The Walton International Group Inc. and numerous related companies that form part of an organization administering 105,000 acres of land for development projects across North America — including Edmonton — has applied for creditor protection.

A Calgary judge granted creditor protection last week giving time for Walton International, the main Canadian operating entity, and about three dozen other investment, development and management companies to restructure under the Companies’ Creditors Arrangement Act.

These applicants are part of Calgary-based Walton Group, made up of hundreds of trusts, corporations and partnerships in Canada, the U.S. and Germany, according to documents filed by monitor Ernest & Young.

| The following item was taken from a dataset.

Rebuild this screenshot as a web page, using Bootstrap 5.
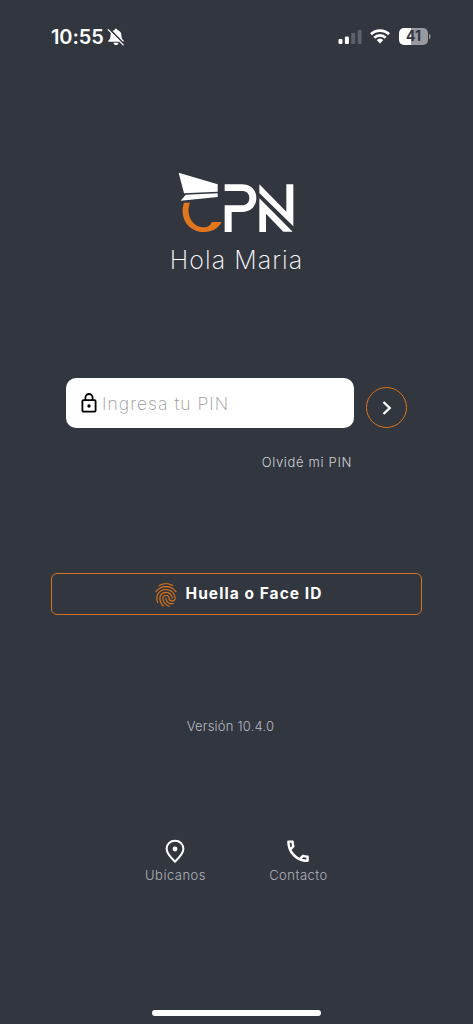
<!DOCTYPE html>
<html lang="es">

<head>
    <meta charset="UTF-8">
    <meta name="viewport" content="width=device-width, initial-scale=1.0">
    <title>CPN</title>
    <link rel="stylesheet" href="https://cdn.jsdelivr.net/npm/bootstrap@5.3.3/dist/css/bootstrap.min.css">
    <style>
        body {
            background: #32363f;
            color: #fff;
            font-family: Inter, "Open Sans", sans-serif;
            font-weight: 300;
            line-height: 1;
        }

        svg {
            display: block;
            flex: none;
        }

        .screen {
            height: 1024px;
            overflow: hidden;
        }

        .status-bar {
            height: 73px;
            padding: 0 42px 0 51px;
        }

        .clock {
            font-size: 20px;
            font-weight: 600;
            letter-spacing: -.1px;
        }

        .bell {
            margin-left: 3px;
        }

        .wifi {
            margin: 0 8px;
        }

        .brand {
            margin-top: 99px;
        }

        .logo {
            margin-right: 2px;
        }

        .greeting {
            font-size: 25px;
            font-weight: 200;
            letter-spacing: 1.05px;
            margin: 12px 0 0;
            height: 30px;
            white-space: nowrap;
        }

        .pin-row {
            margin: 103px 66px 0;
            height: 51px;
        }

        .pin-box {
            width: 288px;
            height: 50px;
            border-radius: 10px;
            padding-left: 15px;
        }

        .pin-input {
            color: #999;
            font-size: 17.5px;
            font-weight: 200;
            letter-spacing: 1.05px;
            padding: 3px 0 0 5px;
            background: transparent;
        }

        .pin-input::placeholder {
            color: #999;
            opacity: 1;
        }

        .go-btn {
            width: 41px;
            height: 41px;
            border: 1px solid #dd7519;
            margin: 9px 0 0 12px;
        }

        .forgot {
            color: #cfd1d5;
            font-size: 13px;
            letter-spacing: .66px;
            margin: 27px 121px 0 0;
            height: 14px;
        }

        .bio-btn {
            margin: 103px 51px 0;
            height: 42px;
            border: 1px solid #d47421;
            border-radius: 6px;
            color: #fff;
            font-size: 15.5px;
            font-weight: 700;
            letter-spacing: 1.05px;
        }

        .bio-btn:hover,
        .go-btn:hover {
            border-color: #f08a2c;
        }

        .bio-icon {
            margin: 1px 8px 0 3px;
        }

        .version {
            color: #b9bbc0;
            font-size: 13px;
            letter-spacing: .2px;
            margin: 105px 12px 0 0;
            height: 14px;
        }

        .links {
            margin-top: 105px;
            gap: 63px;
        }

        .links a {
            color: #b1b4ba;
            font-size: 13px;
            letter-spacing: .5px;
            width: 60px;
            white-space: nowrap;
        }

        .link-label {
            margin: 5px 0 0 1px;
        }

        .home-bar {
            width: 169px;
            height: 6px;
            margin-bottom: 8px;
        }
    </style>
</head>

<body>
    <div class="screen d-flex flex-column">
        <header class="status-bar d-flex align-items-center">
            <span class="clock">10:55</span>
            <svg class="bell" width="18" height="18" viewBox="0 0 18 18">
                <path fill="#fff" d="M9 .8c.8 0 1.300.5 1.400 1.200 2.600.7 4 2.700 4 5 0 3 .7 4.300 2.200 5.600.5.5.2 1.200-.5 1.200H1.900c-.7 0-1-.7-.5-1.200C2.900 11.300 3.600 10 3.600 7c0-2.300 1.400-4.300 4-5C7.700 1.300 8.200.8 9 .8zM6.500 14.700h5c-.2 1.500-1.200 2.400-2.500 2.400s-2.300-.9-2.500-2.400z" />
                <path stroke="#32363f" stroke-width="1.800" d="M2.600 1.200l14.700 15.200" />
                <path stroke="#fff" stroke-width="1.300" stroke-linecap="round" d="M1.200 1.600l15 15.300" />
            </svg>
            <div class="d-flex align-items-center ms-auto">
                <svg width="24" height="16" viewBox="0 0 24 16" fill="#fff">
                    <rect x="0.500" y="10" width="4" height="5" rx="1" />
                    <rect x="6.900" y="7.500" width="4" height="7.500" rx="1" />
                    <rect x="13.200" y="4" width="4" height="11" rx="1" fill="#5e616a" />
                    <rect x="19.600" y="1" width="4" height="14" rx="1" fill="#5e616a" />
                </svg>
                <svg class="wifi" width="20" height="15" viewBox="0 0 20 15" fill="none" stroke="#fff" stroke-width="2.800">
                    <path d="M1 5.300a12.800 12.800 0 0 1 18 0M4.300 8.700a8.200 8.200 0 0 1 11.400 0" />
                    <path fill="#fff" stroke="none" d="M6.700 11a4.800 4.800 0 0 1 6.600 0L10 14.500z" />
                </svg>
                <svg width="33" height="17" viewBox="0 0 33 17">
                    <path fill="#989a9f" d="M6 0h19a5 5 0 0 1 5 5v7a5 5 0 0 1-5 5H6z" />
                    <path fill="#fff" d="M6 0H13v17H6A5 5 0 0 1 1 12V5a5 5 0 0 1 5-5z" />
                    <path fill="#989a9f" d="M31 5.800c2 .8 2 4.600 0 5.400z" />
                    <text x="15.500" y="13.400" text-anchor="middle" font-size="14" font-weight="700" fill="#32363f">41</text>
                </svg>
            </div>
        </header>

        <main>
            <div class="brand d-flex flex-column align-items-center">
                <svg class="logo" width="116" height="61" viewBox="39 21 348 183" role="img" aria-label="CPN">
                    <g fill="#fff">
                        <path d="M41 23L158 58V80L57 85z" />
                        <path d="M62 89L158 85V96L47 107z" />
                        <path d="M179 58H231C259 58 274 76 274 99C274 123 258 141 231 141H200V201H179V121H230C245 121 253 112 253 99C253 86 245 78 230 78H179z" />
                        <path d="M283 100L383 200H355L303 146V201H283z" />
                        <path d="M283 58L364 140V58H385V184L283 84z" />
                    </g>
                    <path fill="#e2761c" d="M57 113H75C61 149 82 187 117 187C130 187 134 182 141 171H170C160 191 141 201 118 201C69 201 42 158 57 113z" />
                </svg>
                <h1 class="greeting">Hola Maria</h1>
            </div>

            <form class="pin-row d-flex">
                <label class="pin-box bg-white d-flex align-items-center">
                    <svg width="16" height="20" viewBox="0 0 16 20" fill="none" stroke="#000" stroke-width="1.800">
                        <rect x="1.400" y="7.200" width="13.200" height="11.400" rx="1" />
                        <path d="M4.400 7V4.600a3.600 3.600 0 0 1 7.200 0V7" />
                        <circle cx="8" cy="13" r="1.700" fill="#000" stroke="none" />
                    </svg>
                    <input class="pin-input form-control border-0 shadow-none" type="text" placeholder="Ingresa tu PIN">
                </label>
                <button class="go-btn btn rounded-circle p-0 d-flex flex-shrink-0 align-items-center justify-content-center" type="button" aria-label="Entrar">
                    <svg width="10" height="14" viewBox="0 0 10 14" fill="none" stroke="#fff" stroke-width="2.400">
                        <path d="M1.500 1L7.700 7L1.500 13" />
                    </svg>
                </button>
            </form>
            <div class="forgot text-end">Olvidé mi PIN</div>

            <div class="d-grid">
                <button class="bio-btn btn p-0 d-flex align-items-center justify-content-center" type="button">
                    <svg class="bio-icon" width="24" height="26" viewBox="2 1 20 22" fill="#dd7519">
                        <path d="M17.810 4.470c-.08 0-.16-.02-.23-.06C15.660 3.420 14 3 12.010 3c-1.980 0-3.860.47-5.570 1.410-.24.13-.54.04-.68-.2-.13-.24-.04-.55.2-.68C7.820 2.520 9.860 2 12.010 2c2.130 0 3.990.47 6.030 1.520.25.13.34.43.21.67-.09.18-.26.28-.44.28z" />
                        <path d="M3.500 9.720c-.1 0-.2-.03-.29-.09-.23-.16-.28-.47-.12-.7.99-1.400 2.250-2.500 3.750-3.270C9.980 4.040 14 4.030 17.150 5.650c1.500.77 2.760 1.860 3.750 3.250.16.22.11.54-.12.7-.23.16-.54.11-.7-.12-.9-1.260-2.040-2.250-3.390-2.940-2.870-1.470-6.540-1.470-9.400.01-1.360.7-2.500 1.700-3.400 2.960-.08.14-.23.21-.39.21z" />
                        <path d="M9.750 21.790c-.13 0-.26-.05-.35-.15-.87-.87-1.340-1.430-2.010-2.640-.69-1.230-1.050-2.730-1.050-4.340 0-2.970 2.540-5.390 5.660-5.390s5.660 2.420 5.660 5.390c0 .28-.22.5-.5.5s-.5-.22-.5-.5c0-2.420-2.090-4.390-4.660-4.390-2.570 0-4.660 1.970-4.660 4.390 0 1.440.32 2.770.93 3.850.64 1.150 1.080 1.640 1.850 2.420.19.2.19.51 0 .71-.11.1-.24.15-.37.15z" />
                        <path d="M16.920 19.940c-1.190 0-2.240-.3-3.100-.89-1.490-1.010-2.380-2.650-2.380-4.390 0-.28.22-.5.5-.5s.5.22.5.5c0 1.410.72 2.740 1.940 3.560.71.48 1.540.71 2.540.71.24 0 .64-.03 1.040-.1.27-.05.53.13.58.41.05.27-.13.53-.41.58-.57.11-1.070.12-1.210.12z" />
                        <path d="M14.910 22c-.04 0-.09-.01-.13-.02-1.590-.44-2.630-1.030-3.720-2.100-1.400-1.390-2.170-3.240-2.170-5.220 0-1.620 1.380-2.940 3.080-2.940 1.700 0 3.080 1.320 3.080 2.940 0 1.070.93 1.940 2.080 1.940s2.080-.87 2.080-1.940c0-3.770-3.250-6.830-7.250-6.830-2.840 0-5.440 1.580-6.610 4.030-.39.81-.59 1.760-.59 2.800 0 .78.07 2.010.67 3.610.1.26-.03.55-.29.64-.26.1-.55-.04-.64-.29-.49-1.310-.73-2.610-.73-3.960 0-1.200.23-2.290.68-3.240 1.330-2.790 4.280-4.600 7.510-4.600 4.550 0 8.250 3.510 8.250 7.830 0 1.620-1.380 2.940-3.080 2.940s-3.080-1.320-3.080-2.940c0-1.070-.93-1.940-2.080-1.940s-2.080.87-2.080 1.940c0 1.710.66 3.310 1.870 4.510.95.94 1.860 1.460 3.270 1.850.27.07.42.35.35.61-.05.23-.26.38-.47.38z" />
                    </svg>
                    <span>Huella o Face ID</span>
                </button>
            </div>

            <div class="version text-center">Versión 10.4.0</div>

            <nav class="links d-flex justify-content-center">
                <a class="d-flex flex-column align-items-center text-decoration-none" href="#">
                    <svg width="20" height="25" viewBox="0 0 20 25" fill="none" stroke="#fff" stroke-width="2">
                        <path d="M10 22.700C4.500 17.500 1.600 13.500 1.600 9.800C1.600 5 5.300 1.800 10 1.800S18.400 5 18.400 9.800C18.400 13.500 15.500 17.500 10 22.700z" />
                        <circle cx="10" cy="10" r="2.400" fill="#fff" stroke="none" />
                    </svg>
                    <span class="link-label">Ubícanos</span>
                </a>
                <a class="d-flex flex-column align-items-center text-decoration-none" href="#">
                    <svg width="24" height="25" viewBox="2 1.800 20 20.800" fill="#fff">
                        <path d="M6.540 5c.06.89.21 1.760.45 2.590l-1.200 1.200c-.41-1.200-.67-2.470-.76-3.790h1.510m9.860 12.020c.85.24 1.720.39 2.600.45v1.490c-1.320-.09-2.590-.35-3.800-.75l1.200-1.190M7.500 3H4c-.55 0-1 .45-1 1 0 9.390 7.610 17 17 17 .55 0 1-.45 1-1v-3.490c0-.55-.45-1-1-1-1.240 0-2.450-.2-3.570-.57-.1-.04-.21-.05-.31-.05-.26 0-.51.1-.71.29l-2.200 2.200c-2.830-1.450-5.150-3.760-6.590-6.590l2.200-2.200c.28-.28.36-.67.25-1.020C8.700 6.450 8.500 5.250 8.500 4c0-.55-.45-1-1-1z" />
                    </svg>
                    <span class="link-label">Contacto</span>
                </a>
            </nav>
        </main>

        <div class="home-bar bg-white rounded-pill mt-auto mx-auto"></div>
    </div>
    <script src="https://cdn.jsdelivr.net/npm/bootstrap@5.3.3/dist/js/bootstrap.bundle.min.js"></script>
</body>

</html>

The documents cite an affidavit by chief executive William K. Doherty stating the Walton Group administers land investments and development projects covering 80,000 acres in the U.S. and 25,000 acres in Canada through an “extremely complex” structure of more than 600 corporations, limited partnerships and other entities.

Doherty says Walton International Group lost $67.3 million over the last three years as a result of the drop in the housing market caused by the Alberta recession.

North American staff at the applicant companies has been cut to 96 from 469 in 2013, he says.

The applicants and a dozen other firms form a small part of the Walton Group, and the other members aren’t part of the legal proceedings, an Ernest & Young report says.

“Management currently anticipates that most if not all of the non-applicants will be able to successfully continue in business without requiring CCAA protection; however, it is possible that some entities which are currently non-applicants will have to make application to be included,” the report says.

“This could occur if their creditors choose to make demand for payment of loans, refuse to make further advances on loans or take other actions which adversely affect the operations of non-applicants based on the admitted insolvency of the Walton applicants.”

The applicants will need interim financing to continue operating after the judge’s initial order expires May 26, the report says. They’re expected to return to court for approval of that financing May 9.

The privately owned company and its affiliates have been among the largest players in Edmonton and Calgary’s development industry for more than 35 years, managing 15,000 acres in the two centres a decade ago.

This includes most of the land in the city’s northeast Horse Hill area where farmers and food activists fought to preserve large-scale urban agriculture in the face of proposals for residential development.

In 2006, a Doherty family non-profit organization donated land and money to build Edmonton’s Our Lady Queen of Peace children’s camp beside the North Saskatchewan River.